In the eastern region of its territory there was discovered good quality clay fact which contributed to the slow formation of the still existing and famous pottery of Dăneşti. The basic condition of its development was the clay found which proved to be a cheap and unfailing resource of raw material. The name of the village reminds the people that live here about two things: the bath called Dugás and the black ceramics. Both of them have a representational character. The black ceramics is made of the same material as the usual tile-coloured ceramics, but during the baking the oven is closed, so the smoke cannot escape and the pots absorb the smoke in 1 cm thick layer inside and outside. Today various pots are made for decoration purposes, using two colours: red and black; both types are unglazed rustic ceramics.

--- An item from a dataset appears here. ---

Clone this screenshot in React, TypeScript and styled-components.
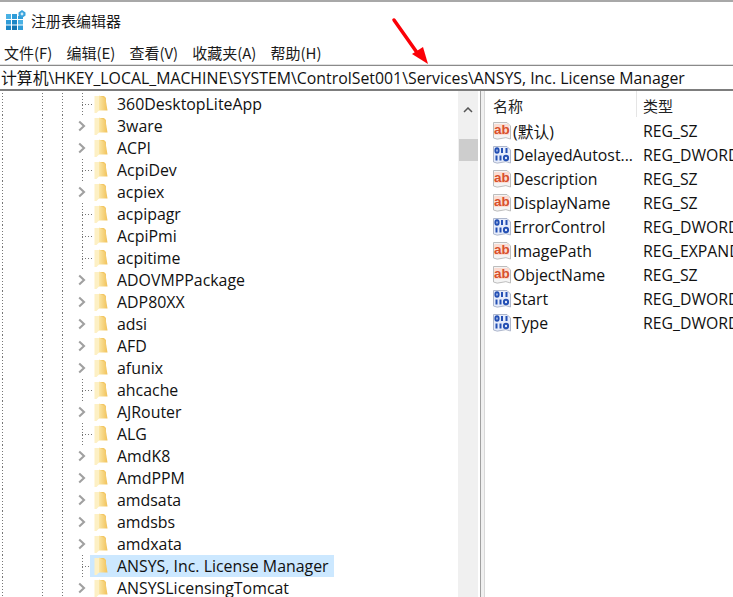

The thermal water of Dugás bath, rich in minerals at a temperature of 29 C°, attracts the people living nearby. Here functions the only swimming pool of Upper Ciuc that is a popular place of amusement for the young. Till the autumn of 1919 Dăneşti belonged to the Csíknagyboldogasszony (the Assumption of the Blessed Virgin Mary) parish. Before their church was built they held the masses in the assembly room of the present parish hall. In 1922 they received a statue of the Virgin Mary and this is when they started the construction of the church. The catholic church of the village was built in neo-Gothic style between 1922 and 1935, so it is the most recent church of this region. The Patronal Feast of the church is celebrated on the 8 December, on the day of the Immaculate Conception.

One of the sights of the village is the landmark dedicated to the memory of Queen Elisabeth of Hungary, a memorial column unique in the entire region of Ciuc.

Its cultural and scholastic traditions date back almost 400 years ago. Its elementary school was expanded in a prestigious agricultural high school. In Dăneşti is the only high school of Upper Ciuc which offers to many young people learning possibilities.

The folk traditions occupy a special place in the hearts of the locals. This is proven by the folk dance taught to the young ones and also by the various traditional programmes that are organised.